Emails, however, show that initially there may have been 13, not 10, members of that group, which followed Ebell’s landing team at the agency.

On the Monday before Inauguration Day, Kenny emailed Ebell with several questions, such as, "Is our list of 13 beach head team members (below) accurate and up-to-date?"

Included on Kenny’s list were three names that were not part of the final beachhead team. They were Roger Martella, a former Justice Department attorney who served as EPA’s general counsel during the George W. Bush administration and is now at General Electric Co.; Joseph Desilets, a Republican political operative who worked on Trump’s campaign; and Brian Dansel, a former Washington state Republican senator.

Martella declined to comment for the record when contacted by E&E News.

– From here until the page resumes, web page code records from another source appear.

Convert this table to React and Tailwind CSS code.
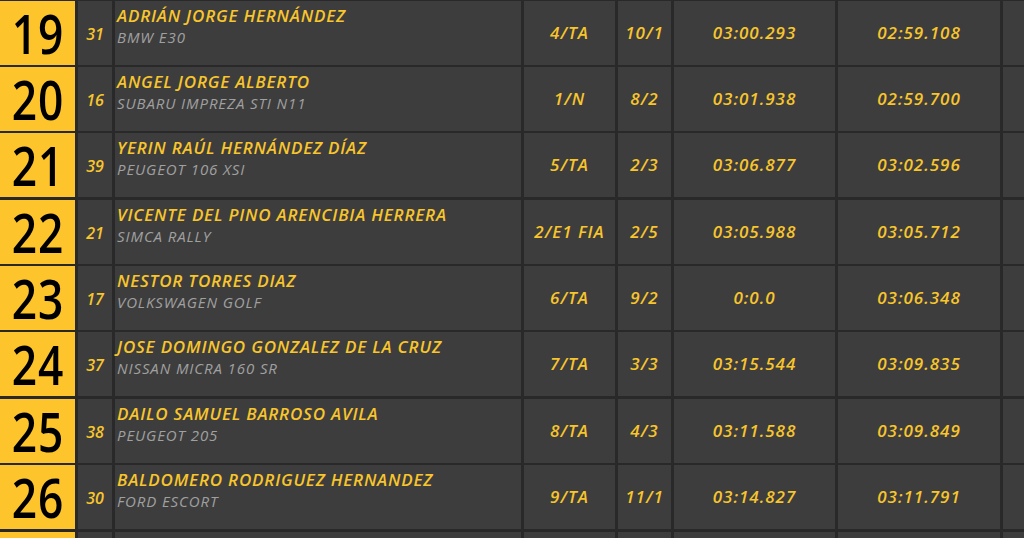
import React from 'react';

const rows = [
  { pos: 19, num: 31, name: 'ADRIÁN JORGE HERNÁNDEZ', car: 'BMW E30', cls: '4/TA', cat: '10/1', t1: '03:00.293', t2: '02:59.108' },
  { pos: 20, num: 16, name: 'ANGEL JORGE ALBERTO', car: 'SUBARU IMPREZA STI N11', cls: '1/N', cat: '8/2', t1: '03:01.938', t2: '02:59.700' },
  { pos: 21, num: 39, name: 'YERIN RAÚL HERNÁNDEZ DÍAZ', car: 'PEUGEOT 106 XSI', cls: '5/TA', cat: '2/3', t1: '03:06.877', t2: '03:02.596' },
  { pos: 22, num: 21, name: 'VICENTE DEL PINO ARENCIBIA HERRERA', car: 'SIMCA RALLY', cls: '2/E1 FIA', cat: '2/5', t1: '03:05.988', t2: '03:05.712' },
  { pos: 23, num: 17, name: 'NESTOR TORRES DIAZ', car: 'VOLKSWAGEN GOLF', cls: '6/TA', cat: '9/2', t1: '0:0.0', t2: '03:06.348' },
  { pos: 24, num: 37, name: 'JOSE DOMINGO GONZALEZ DE LA CRUZ', car: 'NISSAN MICRA 160 SR', cls: '7/TA', cat: '3/3', t1: '03:15.544', t2: '03:09.835' },
  { pos: 25, num: 38, name: 'DAILO SAMUEL BARROSO AVILA', car: 'PEUGEOT 205', cls: '8/TA', cat: '4/3', t1: '03:11.588', t2: '03:09.849' },
  { pos: 26, num: 30, name: 'BALDOMERO RODRIGUEZ HERNANDEZ', car: 'FORD ESCORT', cls: '9/TA', cat: '11/1', t1: '03:14.827', t2: '03:11.791' },
];

const cell = 'bg-[#3d3d3d] flex items-center justify-center';
const val = 'text-[#f8c52c] italic font-semibold text-[17px] leading-[22px] tracking-[1px]';

// row 27 peeks in at the bottom edge, nothing readable in it
const Filler = () => (
  <>
    <div className="bg-[#fdc52b]" />
    <div className="bg-[#3d3d3d]" />
    <div className="bg-[#3d3d3d]" />
    <div className="bg-[#3d3d3d]" />
    <div className="bg-[#3d3d3d]" />
    <div className="bg-[#3d3d3d]" />
    <div className="bg-[#3d3d3d]" />
    <div className="bg-[#3d3d3d]" />
  </>
);

export default function App() {
  return (
    <div className="w-[1024px] h-[538px] overflow-hidden bg-[#292929] font-['Open_Sans',sans-serif]">
      <div className="grid grid-cols-[75px_34px_406px_91px_53px_161px_162px_1fr] auto-rows-[64px] gap-x-[3px] gap-y-[2.4px] mt-[0.5px]">
        {rows.map((r) => (
          <React.Fragment key={r.pos}>
            <div className="bg-[#fdc52b] flex items-center justify-center">
              <span className="text-black font-semibold text-[54px] leading-[44px] tracking-[1px] scale-x-[0.82]">{r.pos}</span>
            </div>
            <div className={cell}>
              <span className="text-[#f8c52c] italic font-semibold text-[16px] leading-[20px] mt-[2px]">{r.num}</span>
            </div>
            <div className="bg-[#3d3d3d] flex flex-col pl-[2px] pt-[4px]">
              <span className="text-[#f8c52c] italic font-semibold text-[17px] leading-[22px] tracking-[0.8px]">{r.name}</span>
              <span className="text-[#a0a0a0] italic text-[15px] leading-[20px] tracking-[0.9px]">{r.car}</span>
            </div>
            <div className={cell}><span className={val}>{r.cls}</span></div>
            <div className={cell}><span className={val}>{r.cat}</span></div>
            <div className={cell}><span className={val}>{r.t1}</span></div>
            <div className={cell}><span className={val}>{r.t2}</span></div>
            <div className={cell}></div>
          </React.Fragment>
        ))}
        <Filler />
      </div>
    </div>
  );
}
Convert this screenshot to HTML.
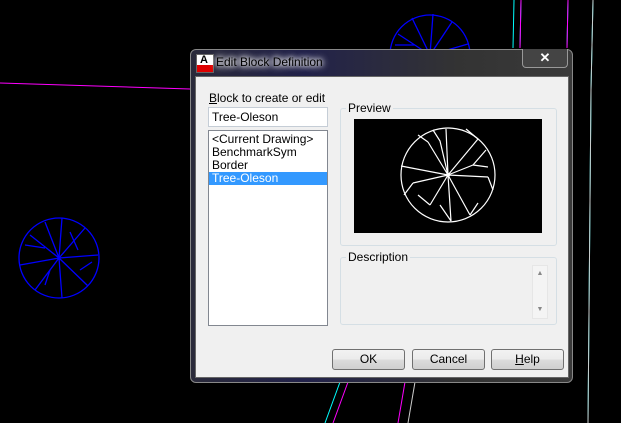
<!DOCTYPE html><html><head><style>
body{margin:0;width:621px;height:423px;background:#000;position:relative;overflow:hidden;font-family:"Liberation Sans",sans-serif;font-size:11px;color:#000}
.a{position:absolute}
.btn{position:absolute;top:349px;width:71px;height:19px;border:1px solid #707070;border-radius:3px;background:linear-gradient(#f2f2f2 0,#ebebeb 50%,#dcdcdc 51%,#cfcfcf);text-align:center;line-height:19px;font-size:12px}
.grp{position:absolute;border:1px solid #d5dfe5;border-radius:3px}
.lbl{position:absolute;background:#f0f0f0;padding:0 2px;font-size:11px;top:-8px;left:5px}
</style></head><body>
<svg class="a" style="left:0;top:0" width="621" height="423">
<line x1="0" y1="83" x2="190" y2="89" stroke="#f0f" stroke-width="1"/>
<path d="M514 0 L513 48 M521 0 L520 48 M568 0 L567 48 M593 0 L591 90 L588 423" stroke="#0ff" fill="none"/>
<path d="M521 0 L520 48 M568 0 L567 48" stroke="#f0f" fill="none"/>
<path d="M593 0 L591 90 L588 423" stroke="#ccc" fill="none"/>
<path d="M340 382 L325 423" stroke="#0ff" fill="none"/>
<path d="M348 382 L333 423 M405 382 L398 423" stroke="#f0f" fill="none"/>
<path d="M415 382 L408 423" stroke="#ccc" fill="none"/>
<g stroke="#00f" fill="none" stroke-width="1.3">
<circle cx="430" cy="55" r="40"/><path d="M430 55 L398 34 M430 55 L412 18 M430 55 L433 14 M430 55 L452 22 M430 55 L468 44 M395 45 L415 45"/>
<circle cx="59" cy="258" r="40"/><path d="M59 258 L30 235 M59 258 L45 222 M59 258 L62 218 M59 258 L85 228 M59 258 L98 255 M59 258 L88 286 M59 258 L62 298 M59 258 L35 290 M59 258 L20 265 M25 245 L45 248 M70 232 L78 250 M80 270 L92 262 M45 285 L50 270"/>
</g></svg>
<div class="a" style="left:190px;top:49px;width:381px;height:332px;border:1px solid #888;border-radius:6px;background:linear-gradient(90deg,#2a2a3a,#22224a 30%,#333 70%,#3a3a3a);"></div>
<div class="a" style="left:196px;top:54px;width:16px;height:17px;background:#fff;border:1px solid #666"><div class="a" style="left:0;top:10px;width:16px;height:7px;background:#d00"></div><div class="a" style="left:3px;top:-1px;font-size:11px;font-weight:bold">A</div></div>
<div class="a" style="left:216px;top:55px;color:#000;font-size:12px;text-shadow:0 0 8px #fff,0 0 8px #fff,0 0 4px #fff">Edit Block Definition</div>
<div class="a" style="left:522px;top:49px;width:44px;height:18px;border:1px solid #999;border-top:0;border-radius:0 0 4px 4px;background:#444;color:#fff;text-align:center;font-weight:bold;font-size:13px;line-height:18px">✕</div>
<div class="a" style="left:195px;top:76px;width:372px;height:300px;background:#f0f0f0;border:1px solid #666"></div>
<div class="a" style="left:209px;top:91px;font-size:12px"><u>B</u>lock to create or edit</div>
<div class="a" style="left:208px;top:107px;width:118px;height:18px;background:#fff;border:1px solid #c5cdd6;font-size:12px;line-height:18px;text-indent:3px">Tree-Oleson</div>
<div class="a" style="left:208px;top:130px;width:118px;height:194px;background:#fff;border:1px solid #828790;font-size:12px;line-height:13px">
<div style="padding-left:3px;margin-top:2px">&lt;Current Drawing&gt;</div><div style="padding-left:3px">BenchmarkSym</div><div style="padding-left:3px">Border</div><div style="padding-left:3px;background:#3399ff;color:#fff">Tree-Oleson</div></div>
<div class="grp" style="left:340px;top:108px;width:215px;height:136px"><div class="lbl" style="font-size:12px">Preview</div></div>
<div class="a" style="left:354px;top:119px;width:188px;height:114px;background:#000">
<svg width="188" height="114"><g stroke="#fff" fill="none" stroke-width="1.2" transform="translate(94,56)">
<circle r="47"/><path d="M0 0 L-20 -33 M0 0 L-2 -46 M0 0 L30 -36 M0 0 L-47 -9 M0 0 L-35 8 M0 0 L-18 30 M0 0 L3 46 M0 0 L22 40 M0 0 L40 2 M0 0 L25 -10 M0 0 L-8 -34 L-15 -45 M25 -10 L38 -25 M-35 8 L-44 20 M-18 30 L-30 20 M22 40 L30 28 M40 2 L45 15 M30 -36 L18 -46 M-20 -33 L-30 -40 M3 46 L-8 30 M25 -10 L40 -8"/></g><circle cx="94" cy="56" r="2" fill="#fff"/></svg></div>
<div class="grp" style="left:340px;top:257px;width:215px;height:66px"><div class="lbl" style="font-size:12px">Description</div></div>
<div class="a" style="left:532px;top:265px;width:14px;height:52px;background:#f4f4f4;border:1px solid #e6e6e6;color:#888;font-size:7px;text-align:center;line-height:10px"><div style="margin-top:3px">▲</div><div style="margin-top:26px">▼</div></div>
<div class="btn" style="left:332px">OK</div>
<div class="btn" style="left:412px">Cancel</div>
<div class="btn" style="left:491px"><u>H</u>elp</div>
</body></html>
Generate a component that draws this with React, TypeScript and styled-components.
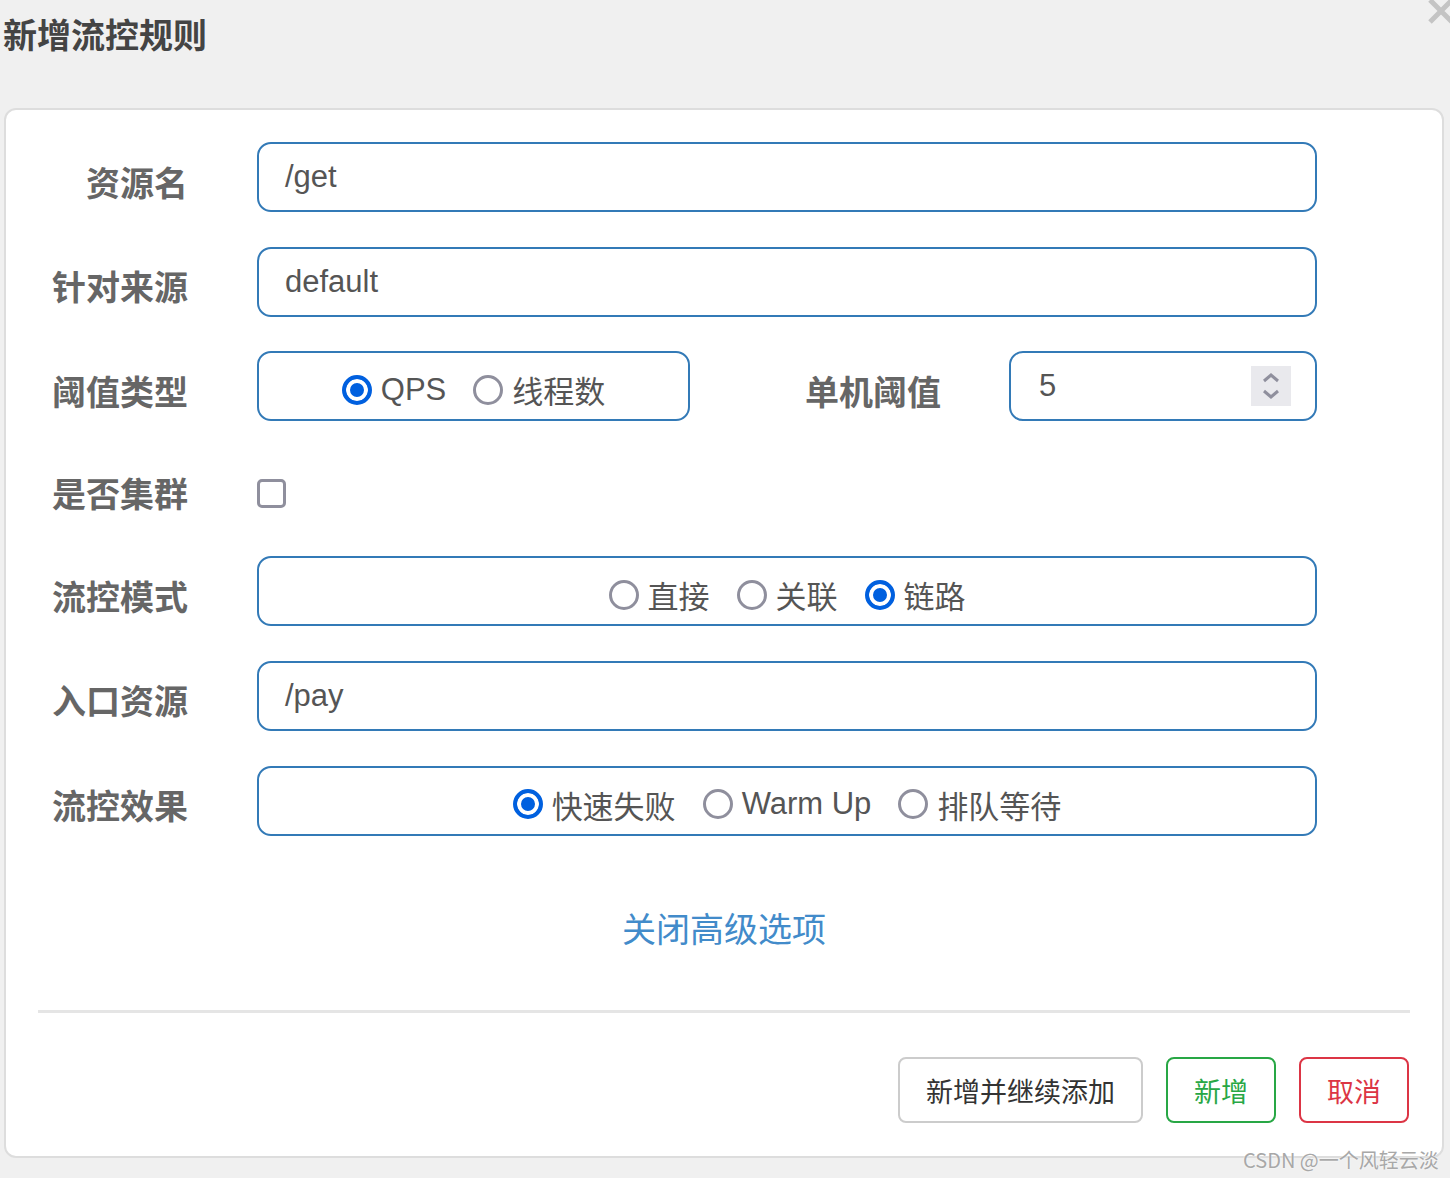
import React from 'react'
import styled, { createGlobalStyle } from 'styled-components'

const Global = createGlobalStyle`
  * { box-sizing: border-box; }
  body {
    margin: 0;
    background: #f0f0f0;
    font-family: "Liberation Sans", "Noto Sans CJK SC", sans-serif;
  }
`

const Page = styled.div`
  position: relative;
  width: 1450px;
  height: 1178px;
  overflow: hidden;
`

const Header = styled.header`
  position: relative;
  height: 108px;
  padding: 14px 0 0 3px;
`

const Title = styled.h3`
  margin: 0;
  font-family: "Noto Sans CJK SC", sans-serif;
  font-size: 34px;
  font-weight: 700;
  line-height: 1.2;
  color: #444;
`

const Close = styled.button`
  position: absolute;
  top: -3px;
  left: 1427px;
  width: 28px;
  height: 28px;
  padding: 0;
  border: none;
  background: none;
`

const Card = styled.div`
  margin-left: 4px;
  width: 1440px;
  height: 1050px;
  background: #fff;
  border: 2px solid #ddd;
  border-radius: 12px;
  padding: 32px 0 0 0;
  display: flex;
  flex-direction: column;
`

const Form = styled.div`
  display: flex;
  flex-direction: column;
  gap: 34.6px;
  padding-right: 125px;
`

const Row = styled.div<{ $h?: number }>`
  display: grid;
  grid-template-columns: 182px 1fr;
  column-gap: 69px;
  height: ${(p) => p.$h ?? 70}px;
`

const Label = styled.label`
  display: flex;
  align-items: center;
  justify-content: flex-end;
  height: 100%;
  padding-top: 8px;
  font-family: "Noto Sans CJK SC", sans-serif;
  font-size: 34px;
  font-weight: 700;
  color: #666;
  white-space: nowrap;
`

const Field = styled.div<{ $center?: boolean; $width?: number }>`
  display: flex;
  align-items: center;
  justify-content: ${(p) => (p.$center ? 'center' : 'flex-start')};
  width: ${(p) => (p.$width ? `${p.$width}px` : '100%')};
  height: 70px;
  padding: ${(p) => (p.$center ? '7px 26px 0' : '0 26px')};
  border: 2px solid #337ab7;
  border-radius: 14px;
  font-size: 31px;
  color: #555;
  gap: 27px;
`

const Split = styled.div`
  display: flex;
  align-items: center;
`

const SideLabel = styled(Label)`
  flex: 1;
  height: 70px;
  margin-right: 68px;
`

const Option = styled.span`
  display: inline-flex;
  align-items: center;
  gap: 9px;
  font-family: "Liberation Sans", "Noto Sans CJK SC", sans-serif;
  font-size: 31px;
  color: #555;
  white-space: nowrap;
`

const Dot = styled.span<{ $on?: boolean }>`
  display: inline-block;
  flex: none;
  width: 30px;
  height: 30px;
  border-radius: 50%;
  border: ${(p) => (p.$on ? '4px solid #0060df' : '3px solid #8f8f9d')};
  background: ${(p) => (p.$on ? '#0060df' : '#fff')};
  box-shadow: ${(p) => (p.$on ? 'inset 0 0 0 4px #fff' : 'none')};
`

const Check = styled.span`
  align-self: center;
  display: inline-block;
  width: 29px;
  height: 29px;
  margin-top: 10px;
  border: 3px solid #8f8f9d;
  border-radius: 5px;
  background: #fff;
`

const Value = styled.span`
  margin-left: 2px;
`

const Spinner = styled.span`
  margin-left: auto;
  margin-right: -2px;
  display: flex;
  align-items: center;
  justify-content: center;
  width: 40px;
  height: 40px;
  background: #e9e9ed;
`

const Toggle = styled.a`
  align-self: center;
  margin-top: 72px;
  font-family: "Noto Sans CJK SC", sans-serif;
  font-size: 34px;
  line-height: 1.2;
  color: #428bca;
  text-decoration: none;
`

const Divider = styled.hr`
  margin: 62px 32px 0;
  border: none;
  height: 3px;
  background: #e5e5e5;
`

const Footer = styled.div`
  display: flex;
  justify-content: flex-end;
  gap: 23px;
  margin-top: 44px;
  padding-right: 33px;
`

const Button = styled.button<{ $tone: 'plain' | 'ok' | 'cancel' }>`
  height: 66px;
  padding: 0 26px;
  min-width: 110px;
  border-radius: 8px;
  background: #fff;
  font-family: "Noto Sans CJK SC", sans-serif;
  font-size: 27px;
  border: 2px solid
    ${(p) => (p.$tone === 'ok' ? '#28a745' : p.$tone === 'cancel' ? '#dc3545' : '#ccc')};
  color: ${(p) => (p.$tone === 'ok' ? '#28a745' : p.$tone === 'cancel' ? '#dc3545' : '#333')};
`

const Watermark = styled.div`
  position: absolute;
  left: 1243px;
  top: 1145px;
  font-family: "Noto Sans CJK SC", sans-serif;
  font-size: 20px;
  color: #a8a8a8;
  white-space: nowrap;
  text-shadow: 0 0 2px #fff;
`

const Radio = ({ on, children }: { on?: boolean; children: React.ReactNode }) => (
  <Option>
    <Dot $on={on} />
    {children}
  </Option>
)

export default function App() {
  return (
    <Page>
      <Global />
      <Header>
        <Title>新增流控规则</Title>
        <Close aria-label="close">
          <svg width="28" height="28" viewBox="0 0 28 28">
            <path d="M3 3 L25 25 M25 3 L3 25" stroke="#c4c4c4" strokeWidth="5" />
          </svg>
        </Close>
      </Header>
      <Card>
        <Form>
          <Row>
            <Label>资源名</Label>
            <Field>/get</Field>
          </Row>
          <Row>
            <Label>针对来源</Label>
            <Field>default</Field>
          </Row>
          <Row>
            <Label>阈值类型</Label>
            <Split>
              <Field $center $width={433}>
                <Radio on>QPS</Radio>
                <Radio>线程数</Radio>
              </Field>
              <SideLabel>单机阈值</SideLabel>
              <Field $width={308}>
                <Value>5</Value>
                <Spinner>
                  <svg width="22" height="30" viewBox="0 0 22 30">
                    <path
                      d="M4 10 L11 4 L18 10 M4 20 L11 26 L18 20"
                      fill="none"
                      stroke="#8f8f9d"
                      strokeWidth="3"
                    />
                  </svg>
                </Spinner>
              </Field>
            </Split>
          </Row>
          <Row $h={66}>
            <Label>是否集群</Label>
            <Check />
          </Row>
          <Row>
            <Label>流控模式</Label>
            <Field $center>
              <Radio>直接</Radio>
              <Radio>关联</Radio>
              <Radio on>链路</Radio>
            </Field>
          </Row>
          <Row>
            <Label>入口资源</Label>
            <Field>/pay</Field>
          </Row>
          <Row>
            <Label>流控效果</Label>
            <Field $center>
              <Radio on>快速失败</Radio>
              <Radio>Warm Up</Radio>
              <Radio>排队等待</Radio>
            </Field>
          </Row>
        </Form>
        <Toggle href="#">关闭高级选项</Toggle>
        <Divider />
        <Footer>
          <Button $tone="plain">新增并继续添加</Button>
          <Button $tone="ok">新增</Button>
          <Button $tone="cancel">取消</Button>
        </Footer>
      </Card>
      <Watermark>CSDN @一个风轻云淡</Watermark>
    </Page>
  )
}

In an email the following day, Kenny told Ebell, "We understand Roger Martella will not be joining at this time."

Via a Twitter message, Desilets confirmed to E&E News that he was offered an unspecified job at EPA but ultimately opted to work on special congressional elections in Georgia and Montana instead.

"I’ve been working on the campaign side of politics since college and I just wanted to stay on the trail instead of going into government at that time," he said.

Dansel would resign from the Washington state Senate on Jan. 24. He told lawmakers he was taking a job in the Trump administration — not at EPA but at the Department of Agriculture as a special assistant, according to The Spokesman-Review.

He was taken off the list of EPA beachhead team members. In a separate email to Ebell, Kenny said, "We just received an updated beach head list from GSA which removes Brian Dansel."

E&E News reached Dansel by phone. He declined to comment for this story.

Reporter Robin Bravender contributed.